His behavior had gradually escalated over time, but police believe he was acting alone.
“The potential of the attack was catastrophic,” said Patton, adding that the man was an “Islamic State sympathizer.”
A person who knows Ali told the Melbourne Herald Sun: “He is a very quiet guy. This is an absolute shock.”
Justice Minister Michael Keenan said the fact that the Christmas—New Year period was again a target “reminds us of the depravity of terrorists.”
“They seek to strike fear in the community when Australians are enjoying time over the Christmas period with their families and friends,” he said, adding that there would be high profile policing over the holiday period.

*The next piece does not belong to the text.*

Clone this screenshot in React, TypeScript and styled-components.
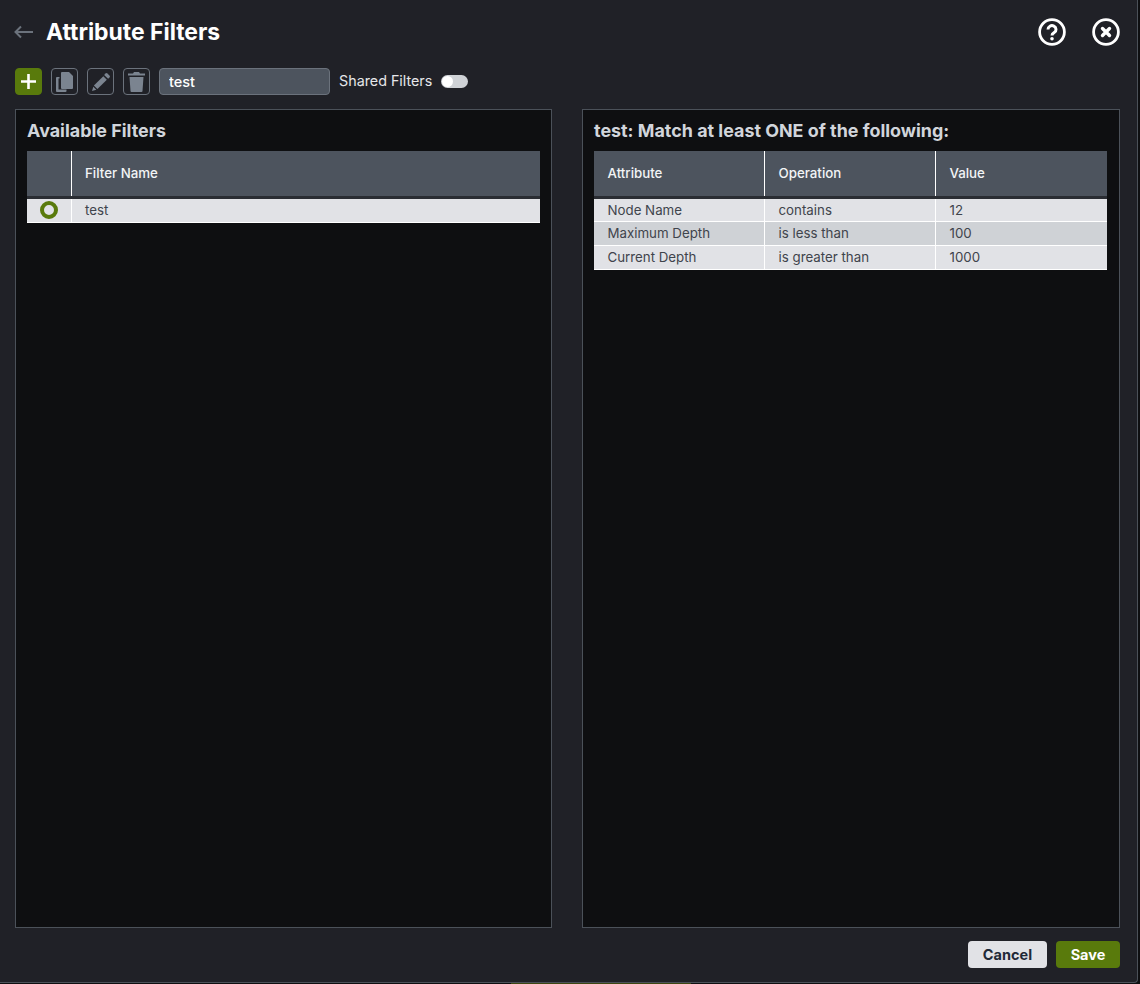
import React from "react";
import styled, { createGlobalStyle } from "styled-components";

const Global = createGlobalStyle`
  html, body { margin: 0; padding: 0; background: #0e0f11; }
  * { box-sizing: border-box; }
`;

const Modal = styled.div`
  width: 1138px;
  height: 983px;
  background: #202127;
  border-right: 1px solid #4b5159;
  border-bottom: 1px solid #4b5159;
  border-bottom-right-radius: 4px;
  padding: 0 17px 0 15px;
  display: flex;
  flex-direction: column;
  font-family: Inter, "Noto Sans", sans-serif;
`;

const Header = styled.div`
  height: 64px;
  display: flex;
  align-items: center;
  justify-content: space-between;
`;

const TitleGroup = styled.div`
  display: flex;
  align-items: center;
  gap: 13px;
  margin-left: -1px;
`;

const Title = styled.h1`
  margin: 0 0 1px;
  font-size: 22.9px;
  font-weight: 700;
  color: #fff;
`;

const HeaderActions = styled.div`
  display: flex;
  gap: 26px;
  align-items: center;
`;

const Toolbar = styled.div`
  height: 27px;
  margin-top: 4px;
  display: flex;
  align-items: center;
  gap: 9px;
`;

const IconButton = styled.button<{ $primary?: boolean }>`
  width: 27px;
  height: 27px;
  padding: 0;
  display: flex;
  align-items: center;
  justify-content: center;
  border-radius: 4px;
  background: ${(p) => (p.$primary ? "#597a0c" : "transparent")};
  border: 1px solid ${(p) => (p.$primary ? "#597a0c" : "#6b727c")};
`;

const NameInput = styled.input`
  width: 171px;
  height: 27px;
  padding: 0 9px;
  border-radius: 4px;
  border: 1px solid #6b727c;
  background: #4d545e;
  color: #fff;
  font: 500 14.5px Inter, sans-serif;
  outline: none;
`;

const SwitchLabel = styled.span`
  font-size: 14.3px;
  color: #e6e7ea;
  margin-bottom: 2px;
`;

const SwitchTrack = styled.span`
  width: 27px;
  height: 13px;
  border-radius: 7px;
  background: #cfd2d6;
  display: flex;
  align-items: center;
  padding-left: 1px;
`;

const SwitchThumb = styled.span`
  width: 11px;
  height: 11px;
  border-radius: 50%;
  background: #fff;
`;

const Panels = styled.div`
  margin-top: 14px;
  height: 819px;
  display: grid;
  grid-template-columns: 537px 538px;
  gap: 30px;
`;

const Panel = styled.section`
  background: #0e0f11;
  border: 1px solid #4b5159;
  padding: 11px 11px 0;
`;

const PanelTitle = styled.h2`
  margin: 0 0 10px;
  height: 20px;
  line-height: 20px;
  font-size: 17.9px;
  font-weight: 700;
  color: #d1d5db;
`;

const Grid = styled.table<{ $narrow?: boolean }>`
  width: ${(p) => (p.$narrow ? "513px" : "100%")};
  border-collapse: collapse;
  table-layout: fixed;
  font-size: 13.3px;
`;

const HeadCell = styled.th<{ $w?: number }>`
  width: ${(p) => (p.$w ? `${p.$w}px` : "auto")};
  height: 46px;
  padding: 0 13.5px;
  background: #4d545e;
  color: #f3f4f6;
  font-weight: 500;
  text-align: left;
  border-right: 1px solid #fff;
  border-bottom: 3px solid #2a2d33;
  &:last-child { border-right: none; }
`;

const Row = styled.tr<{ $alt?: boolean }>`
  background: ${(p) => (p.$alt ? "#cfd2d6" : "#e1e2e6")};
`;

const Cell = styled.td`
  height: 24px;
  padding: 0 13.5px;
  color: #3f444c;
  border-right: 1px solid #fff;
  border-bottom: 1px solid #fff;
  &:last-child { border-right: none; }
`;

const RadioCell = styled(Cell)`
  height: 25px;
  padding: 0;
  text-align: center;
`;

const Radio = styled.span`
  display: inline-block;
  vertical-align: middle;
  width: 18px;
  height: 18px;
  border-radius: 50%;
  border: 4px solid #597a0c;
  background: #e1e2e6;
`;

const Footer = styled.div`
  flex: 1;
  display: flex;
  justify-content: flex-end;
  align-items: center;
  gap: 9px;
  padding-bottom: 1px;
`;

const FooterButton = styled.button<{ $primary?: boolean }>`
  height: 27px;
  width: ${(p) => (p.$primary ? 64 : 79)}px;
  border: none;
  border-radius: 4px;
  font: 700 14.5px Inter, sans-serif;
  color: ${(p) => (p.$primary ? "#fff" : "#1f2937")};
  background: ${(p) => (p.$primary ? "#597a0c" : "#e1e2e6")};
`;

const PageEdge = styled.div`
  height: 1px;
  margin-left: 511px;
  width: 180px;
  background: #3d4712;
`;

const ICON = "#7b8490";

export default function App() {
  return (
    <>
      <Global />
      <Modal>
        <Header>
          <TitleGroup>
            <svg width="19" height="14" viewBox="0 0 19 14" fill="none" stroke="#6b727c" strokeWidth="2">
              <path d="M19 7H1.500M7 1.500L1.500 7 7 12.500" />
            </svg>
            <Title>Attribute Filters</Title>
          </TitleGroup>
          <HeaderActions>
            <svg width="28" height="28" viewBox="0 0 28 28" fill="none" stroke="#fff">
              <circle cx="14" cy="14" r="12.4" strokeWidth="2.800" />
              <path d="M10 11.500a4 3.800 0 1 1 6.200 3.100c-1.300.9-2.200 1.400-2.200 2.900" strokeWidth="3" />
              <circle cx="14" cy="20.800" r="1.800" fill="#fff" stroke="none" />
            </svg>
            <svg width="28" height="28" viewBox="0 0 28 28" fill="none" stroke="#fff">
              <circle cx="14" cy="14" r="12.4" strokeWidth="2.800" />
              <path d="M10.500 10.500l7 7M17.500 10.500l-7 7" strokeWidth="3.400" strokeLinecap="round" />
            </svg>
          </HeaderActions>
        </Header>
        <Toolbar>
          <IconButton $primary aria-label="Add">
            <svg width="15" height="15" viewBox="0 0 15 15" fill="none" stroke="#fff" strokeWidth="2.600">
              <path d="M7.500 0v15M0 7.500h15" />
            </svg>
          </IconButton>
          <IconButton aria-label="Copy">
            <svg width="17" height="20" viewBox="0 0 17 20" fill={ICON}>
              <path d="M6 0h7l4 4v12a1 1 0 0 1-1 1H6a1 1 0 0 1-1-1V1a1 1 0 0 1 1-1z" />
              <path d="M3.500 6.500H2.500v11h8V19a1 1 0 0 1-1 1H1a1 1 0 0 1-1-1V6a1 1 0 0 1 1-1h2.500z" />
            </svg>
          </IconButton>
          <IconButton aria-label="Edit">
            <svg width="18" height="18" viewBox="0 0 20 20" fill={ICON}>
              <path d="M15 .6a1.500 1.500 0 0 1 2.100 0l2.300 2.300a1.500 1.500 0 0 1 0 2.100l-1.500 1.500-4.400-4.400z" />
              <path d="M12.600 3.500l3.900 3.900L6 17.900 2.100 14z" />
              <path d="M1.500 15.200l3.300 3.300L0 20z" />
            </svg>
          </IconButton>
          <IconButton aria-label="Delete">
            <svg width="17" height="20" viewBox="0 0 17 20" fill={ICON}>
              <path d="M6 0h5l1 1.500h5V3.500H0V1.500h5z" />
              <path d="M1.500 5h14l-1 14a1 1 0 0 1-1 1h-10a1 1 0 0 1-1-1z" />
            </svg>
          </IconButton>
          <NameInput defaultValue="test" />
          <SwitchLabel>Shared Filters</SwitchLabel>
          <SwitchTrack><SwitchThumb /></SwitchTrack>
        </Toolbar>
        <Panels>
          <Panel>
            <PanelTitle>Available Filters</PanelTitle>
            <Grid>
              <thead>
                <tr>
                  <HeadCell $w={44} />
                  <HeadCell>Filter Name</HeadCell>
                </tr>
              </thead>
              <tbody>
                <Row>
                  <RadioCell><Radio /></RadioCell>
                  <Cell>test</Cell>
                </Row>
              </tbody>
            </Grid>
          </Panel>
          <Panel>
            <PanelTitle>test: Match at least ONE of the following:</PanelTitle>
            <Grid $narrow>
              <thead>
                <tr>
                  <HeadCell $w={170.5}>Attribute</HeadCell>
                  <HeadCell $w={171}>Operation</HeadCell>
                  <HeadCell>Value</HeadCell>
                </tr>
              </thead>
              <tbody>
                <Row><Cell>Node Name</Cell><Cell>contains</Cell><Cell>12</Cell></Row>
                <Row $alt><Cell>Maximum Depth</Cell><Cell>is less than</Cell><Cell>100</Cell></Row>
                <Row><Cell>Current Depth</Cell><Cell>is greater than</Cell><Cell>1000</Cell></Row>
              </tbody>
            </Grid>
          </Panel>
        </Panels>
        <Footer>
          <FooterButton>Cancel</FooterButton>
          <FooterButton $primary>Save</FooterButton>
        </Footer>
      </Modal>
      <PageEdge />
    </>
  );
}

Australian officials have grown increasingly concerned over the threat of extremist attacks, raising the national terror alert level to “probable” in September 2014.
Since then, 74 people have been arrested in 347 counter-terror investigations.
Authorities say 14 attacks have now been prevented in the past few years, including an IS-directed attempt to bring down a plane using poisonous gas or a crude bomb disguised as a meat mincer.
Despite this, several attacks have taken place, including a cafe siege in Sydney in 2014 where two hostages were killed.